→ **Data section**

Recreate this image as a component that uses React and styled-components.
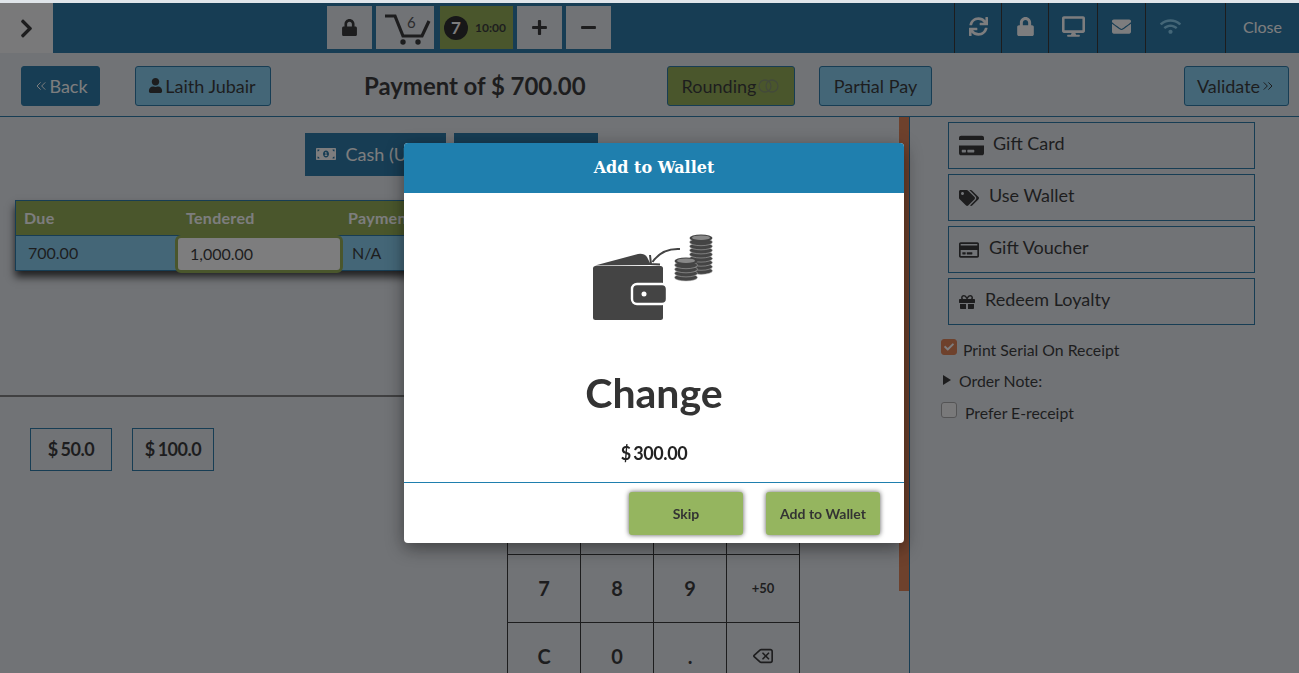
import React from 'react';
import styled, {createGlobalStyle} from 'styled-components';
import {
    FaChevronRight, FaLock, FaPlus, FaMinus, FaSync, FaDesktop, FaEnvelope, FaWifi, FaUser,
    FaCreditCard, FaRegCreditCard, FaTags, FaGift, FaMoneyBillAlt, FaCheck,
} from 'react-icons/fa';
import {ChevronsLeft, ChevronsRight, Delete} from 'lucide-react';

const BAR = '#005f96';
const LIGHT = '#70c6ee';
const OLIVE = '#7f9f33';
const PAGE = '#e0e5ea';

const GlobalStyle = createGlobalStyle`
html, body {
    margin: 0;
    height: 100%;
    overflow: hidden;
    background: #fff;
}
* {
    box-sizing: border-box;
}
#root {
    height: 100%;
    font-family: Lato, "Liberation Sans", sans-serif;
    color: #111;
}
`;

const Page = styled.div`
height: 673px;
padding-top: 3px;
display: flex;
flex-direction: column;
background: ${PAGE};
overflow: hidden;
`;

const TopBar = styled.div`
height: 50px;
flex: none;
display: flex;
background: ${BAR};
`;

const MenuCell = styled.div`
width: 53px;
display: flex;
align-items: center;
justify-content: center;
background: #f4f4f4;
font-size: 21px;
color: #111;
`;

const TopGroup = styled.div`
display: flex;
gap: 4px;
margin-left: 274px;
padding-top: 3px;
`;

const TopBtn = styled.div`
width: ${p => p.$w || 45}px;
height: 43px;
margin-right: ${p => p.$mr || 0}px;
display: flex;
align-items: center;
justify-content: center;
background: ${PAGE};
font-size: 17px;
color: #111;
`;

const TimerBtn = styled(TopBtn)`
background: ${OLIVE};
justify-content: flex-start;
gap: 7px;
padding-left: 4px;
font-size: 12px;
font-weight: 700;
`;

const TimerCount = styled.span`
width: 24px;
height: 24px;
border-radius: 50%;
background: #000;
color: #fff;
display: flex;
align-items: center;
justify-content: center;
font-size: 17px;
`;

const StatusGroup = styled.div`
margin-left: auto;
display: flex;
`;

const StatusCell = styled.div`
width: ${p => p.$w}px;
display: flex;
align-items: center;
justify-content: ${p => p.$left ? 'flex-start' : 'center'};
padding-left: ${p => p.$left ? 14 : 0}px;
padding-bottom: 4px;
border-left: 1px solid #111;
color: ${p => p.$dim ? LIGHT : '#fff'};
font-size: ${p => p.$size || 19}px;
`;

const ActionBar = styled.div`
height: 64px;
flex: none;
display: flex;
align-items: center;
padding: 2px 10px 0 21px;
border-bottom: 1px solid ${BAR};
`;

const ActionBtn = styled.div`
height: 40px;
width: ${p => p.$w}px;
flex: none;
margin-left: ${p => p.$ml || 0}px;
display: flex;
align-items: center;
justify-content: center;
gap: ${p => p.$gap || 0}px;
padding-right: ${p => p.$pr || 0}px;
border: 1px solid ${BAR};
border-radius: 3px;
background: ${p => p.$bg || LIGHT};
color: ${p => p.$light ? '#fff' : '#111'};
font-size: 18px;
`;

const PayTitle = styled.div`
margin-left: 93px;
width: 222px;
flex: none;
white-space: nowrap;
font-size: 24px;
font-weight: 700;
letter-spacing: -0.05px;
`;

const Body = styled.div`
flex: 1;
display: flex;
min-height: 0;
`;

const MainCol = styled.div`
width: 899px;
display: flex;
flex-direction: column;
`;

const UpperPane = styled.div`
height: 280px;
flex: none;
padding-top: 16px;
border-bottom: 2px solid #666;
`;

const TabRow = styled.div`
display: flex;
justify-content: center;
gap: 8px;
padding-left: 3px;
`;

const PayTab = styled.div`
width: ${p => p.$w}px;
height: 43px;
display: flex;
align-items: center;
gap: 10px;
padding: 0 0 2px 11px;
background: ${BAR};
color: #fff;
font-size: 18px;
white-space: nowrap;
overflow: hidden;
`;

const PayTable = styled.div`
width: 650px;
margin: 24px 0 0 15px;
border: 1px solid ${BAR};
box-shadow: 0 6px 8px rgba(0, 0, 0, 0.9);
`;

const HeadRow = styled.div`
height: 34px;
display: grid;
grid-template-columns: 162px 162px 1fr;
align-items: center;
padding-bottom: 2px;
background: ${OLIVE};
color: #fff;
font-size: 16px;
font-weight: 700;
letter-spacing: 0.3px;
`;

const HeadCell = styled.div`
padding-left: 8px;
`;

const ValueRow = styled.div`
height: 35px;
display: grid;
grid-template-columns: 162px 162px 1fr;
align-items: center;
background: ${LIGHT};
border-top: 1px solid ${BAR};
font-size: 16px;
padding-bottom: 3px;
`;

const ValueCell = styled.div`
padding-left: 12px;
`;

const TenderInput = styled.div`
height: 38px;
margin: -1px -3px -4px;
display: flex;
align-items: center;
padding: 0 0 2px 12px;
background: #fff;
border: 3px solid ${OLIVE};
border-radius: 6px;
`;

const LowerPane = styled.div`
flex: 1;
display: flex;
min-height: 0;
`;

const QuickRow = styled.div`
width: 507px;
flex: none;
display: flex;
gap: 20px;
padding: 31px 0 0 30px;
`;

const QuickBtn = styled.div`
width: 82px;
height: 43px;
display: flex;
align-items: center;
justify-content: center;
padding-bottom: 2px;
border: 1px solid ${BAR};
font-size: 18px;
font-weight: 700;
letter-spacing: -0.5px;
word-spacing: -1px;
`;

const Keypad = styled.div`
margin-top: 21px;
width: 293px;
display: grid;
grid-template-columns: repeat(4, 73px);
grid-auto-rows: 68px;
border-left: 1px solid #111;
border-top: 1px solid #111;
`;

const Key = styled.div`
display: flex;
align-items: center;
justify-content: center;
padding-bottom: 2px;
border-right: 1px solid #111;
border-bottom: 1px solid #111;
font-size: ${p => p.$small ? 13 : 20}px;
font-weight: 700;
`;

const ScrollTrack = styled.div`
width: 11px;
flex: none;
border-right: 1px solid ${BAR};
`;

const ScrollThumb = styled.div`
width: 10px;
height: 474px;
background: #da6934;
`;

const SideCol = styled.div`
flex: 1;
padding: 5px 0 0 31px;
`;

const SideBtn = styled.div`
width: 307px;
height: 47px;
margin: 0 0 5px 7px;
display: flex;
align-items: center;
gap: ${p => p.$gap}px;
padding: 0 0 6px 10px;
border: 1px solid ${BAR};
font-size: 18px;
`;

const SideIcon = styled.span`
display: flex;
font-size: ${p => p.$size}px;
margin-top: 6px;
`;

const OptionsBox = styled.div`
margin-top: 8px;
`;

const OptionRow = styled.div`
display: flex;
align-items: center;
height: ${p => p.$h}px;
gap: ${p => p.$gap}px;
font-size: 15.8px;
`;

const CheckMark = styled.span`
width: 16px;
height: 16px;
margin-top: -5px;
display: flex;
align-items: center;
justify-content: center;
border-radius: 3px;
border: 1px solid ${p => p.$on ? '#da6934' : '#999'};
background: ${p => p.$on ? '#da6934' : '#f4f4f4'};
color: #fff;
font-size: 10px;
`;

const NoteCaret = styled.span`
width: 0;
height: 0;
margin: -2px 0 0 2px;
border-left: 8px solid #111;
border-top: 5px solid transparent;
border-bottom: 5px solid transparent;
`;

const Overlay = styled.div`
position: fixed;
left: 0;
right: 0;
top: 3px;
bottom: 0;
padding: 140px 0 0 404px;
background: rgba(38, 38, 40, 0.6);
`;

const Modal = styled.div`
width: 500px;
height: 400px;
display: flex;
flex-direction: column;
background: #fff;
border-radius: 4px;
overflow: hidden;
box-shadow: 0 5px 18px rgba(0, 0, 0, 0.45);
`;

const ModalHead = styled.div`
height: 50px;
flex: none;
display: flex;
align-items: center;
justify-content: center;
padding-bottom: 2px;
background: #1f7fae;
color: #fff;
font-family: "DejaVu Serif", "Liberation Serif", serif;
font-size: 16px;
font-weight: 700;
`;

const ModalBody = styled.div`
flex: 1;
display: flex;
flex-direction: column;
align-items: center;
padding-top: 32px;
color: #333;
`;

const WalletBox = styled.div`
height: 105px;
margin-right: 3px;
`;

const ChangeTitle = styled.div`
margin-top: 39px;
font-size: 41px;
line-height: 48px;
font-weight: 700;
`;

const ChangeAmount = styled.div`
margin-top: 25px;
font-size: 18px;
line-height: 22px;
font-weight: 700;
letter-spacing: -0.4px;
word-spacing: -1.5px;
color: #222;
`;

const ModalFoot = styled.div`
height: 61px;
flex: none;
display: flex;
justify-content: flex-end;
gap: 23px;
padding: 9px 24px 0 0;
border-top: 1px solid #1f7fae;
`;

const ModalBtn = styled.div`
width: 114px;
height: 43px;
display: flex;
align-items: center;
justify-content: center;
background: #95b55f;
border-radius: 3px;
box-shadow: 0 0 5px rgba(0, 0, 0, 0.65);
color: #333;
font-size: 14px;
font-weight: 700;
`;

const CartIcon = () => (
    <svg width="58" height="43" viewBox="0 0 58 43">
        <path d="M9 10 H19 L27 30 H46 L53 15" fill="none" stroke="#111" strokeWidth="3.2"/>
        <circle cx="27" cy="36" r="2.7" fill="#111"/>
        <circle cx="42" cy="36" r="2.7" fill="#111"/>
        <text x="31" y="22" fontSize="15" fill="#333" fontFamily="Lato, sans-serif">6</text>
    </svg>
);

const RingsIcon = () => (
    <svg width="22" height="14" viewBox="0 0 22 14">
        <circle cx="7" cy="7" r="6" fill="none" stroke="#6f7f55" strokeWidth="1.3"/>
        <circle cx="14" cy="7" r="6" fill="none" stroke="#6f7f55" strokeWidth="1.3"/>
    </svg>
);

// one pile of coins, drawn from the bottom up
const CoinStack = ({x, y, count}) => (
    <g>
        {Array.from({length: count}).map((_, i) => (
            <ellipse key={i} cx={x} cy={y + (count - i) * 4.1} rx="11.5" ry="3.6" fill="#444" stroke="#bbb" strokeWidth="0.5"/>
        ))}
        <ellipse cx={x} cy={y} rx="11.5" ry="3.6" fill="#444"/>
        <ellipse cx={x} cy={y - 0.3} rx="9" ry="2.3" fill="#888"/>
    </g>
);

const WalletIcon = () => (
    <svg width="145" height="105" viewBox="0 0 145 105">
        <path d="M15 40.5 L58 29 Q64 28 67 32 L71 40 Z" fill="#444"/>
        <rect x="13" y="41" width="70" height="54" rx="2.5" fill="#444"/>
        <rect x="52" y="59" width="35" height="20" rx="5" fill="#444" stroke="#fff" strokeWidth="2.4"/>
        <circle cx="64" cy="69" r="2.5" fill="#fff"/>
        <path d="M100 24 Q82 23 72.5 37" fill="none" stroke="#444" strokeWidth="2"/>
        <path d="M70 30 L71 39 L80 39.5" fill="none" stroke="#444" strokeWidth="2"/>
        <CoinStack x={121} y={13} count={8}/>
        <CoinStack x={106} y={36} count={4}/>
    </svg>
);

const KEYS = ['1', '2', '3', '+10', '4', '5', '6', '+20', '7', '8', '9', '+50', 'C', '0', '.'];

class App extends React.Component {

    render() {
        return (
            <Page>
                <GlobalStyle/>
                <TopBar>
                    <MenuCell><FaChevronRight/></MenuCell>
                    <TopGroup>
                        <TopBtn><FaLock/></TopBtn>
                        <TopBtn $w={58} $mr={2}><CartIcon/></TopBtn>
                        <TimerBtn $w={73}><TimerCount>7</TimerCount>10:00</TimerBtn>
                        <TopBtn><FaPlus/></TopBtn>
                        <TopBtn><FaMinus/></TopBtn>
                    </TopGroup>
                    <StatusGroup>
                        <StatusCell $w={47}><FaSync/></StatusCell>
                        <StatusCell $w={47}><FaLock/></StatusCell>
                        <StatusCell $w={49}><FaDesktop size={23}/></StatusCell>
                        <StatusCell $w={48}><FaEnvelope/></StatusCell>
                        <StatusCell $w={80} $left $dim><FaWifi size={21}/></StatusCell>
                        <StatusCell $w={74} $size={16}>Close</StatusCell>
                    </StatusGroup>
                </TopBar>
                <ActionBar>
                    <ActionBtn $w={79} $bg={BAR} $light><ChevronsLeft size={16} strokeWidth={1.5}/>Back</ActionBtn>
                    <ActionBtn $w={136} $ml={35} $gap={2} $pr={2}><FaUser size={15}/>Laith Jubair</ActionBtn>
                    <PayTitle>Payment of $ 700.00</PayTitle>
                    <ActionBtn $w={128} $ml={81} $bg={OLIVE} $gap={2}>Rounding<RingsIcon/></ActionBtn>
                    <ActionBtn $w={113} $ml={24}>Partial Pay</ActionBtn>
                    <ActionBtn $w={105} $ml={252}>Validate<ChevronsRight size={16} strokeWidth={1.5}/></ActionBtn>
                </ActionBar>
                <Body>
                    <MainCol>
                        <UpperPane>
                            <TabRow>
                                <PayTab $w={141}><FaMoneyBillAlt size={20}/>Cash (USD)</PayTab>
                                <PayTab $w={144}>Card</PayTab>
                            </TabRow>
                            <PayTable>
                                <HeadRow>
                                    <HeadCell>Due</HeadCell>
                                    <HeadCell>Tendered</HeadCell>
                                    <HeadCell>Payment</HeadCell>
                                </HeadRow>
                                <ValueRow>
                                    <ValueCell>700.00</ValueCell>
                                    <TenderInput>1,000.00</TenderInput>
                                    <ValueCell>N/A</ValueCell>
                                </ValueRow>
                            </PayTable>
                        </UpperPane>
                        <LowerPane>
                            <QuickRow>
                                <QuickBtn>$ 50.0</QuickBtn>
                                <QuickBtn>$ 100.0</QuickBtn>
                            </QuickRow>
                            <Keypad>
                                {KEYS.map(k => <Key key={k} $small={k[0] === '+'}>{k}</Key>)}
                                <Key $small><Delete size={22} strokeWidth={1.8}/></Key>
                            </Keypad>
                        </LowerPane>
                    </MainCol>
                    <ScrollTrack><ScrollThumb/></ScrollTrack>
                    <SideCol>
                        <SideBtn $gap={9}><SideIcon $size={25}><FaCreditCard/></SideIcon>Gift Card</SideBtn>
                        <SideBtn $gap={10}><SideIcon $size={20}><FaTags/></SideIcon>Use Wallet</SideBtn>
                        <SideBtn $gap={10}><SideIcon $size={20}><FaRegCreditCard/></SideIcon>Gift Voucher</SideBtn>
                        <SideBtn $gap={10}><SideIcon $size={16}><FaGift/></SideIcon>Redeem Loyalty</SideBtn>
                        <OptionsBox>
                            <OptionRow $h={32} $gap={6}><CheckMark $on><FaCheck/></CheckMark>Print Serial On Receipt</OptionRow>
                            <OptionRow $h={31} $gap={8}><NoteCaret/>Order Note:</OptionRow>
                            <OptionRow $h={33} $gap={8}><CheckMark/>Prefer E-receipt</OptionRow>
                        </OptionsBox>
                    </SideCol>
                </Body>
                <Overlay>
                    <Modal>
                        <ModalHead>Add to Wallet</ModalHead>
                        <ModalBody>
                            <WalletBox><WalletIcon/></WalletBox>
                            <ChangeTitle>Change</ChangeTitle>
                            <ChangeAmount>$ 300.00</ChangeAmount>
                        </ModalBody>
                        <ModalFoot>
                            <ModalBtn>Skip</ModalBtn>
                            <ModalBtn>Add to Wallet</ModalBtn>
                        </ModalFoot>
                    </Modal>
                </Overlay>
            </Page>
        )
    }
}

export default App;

→ **Your goal**
Copy all lines from the material that contain "components".

→ **Written solution**
Recreate this image as a component that uses React and styled-components.
import styled, {createGlobalStyle} from 'styled-components';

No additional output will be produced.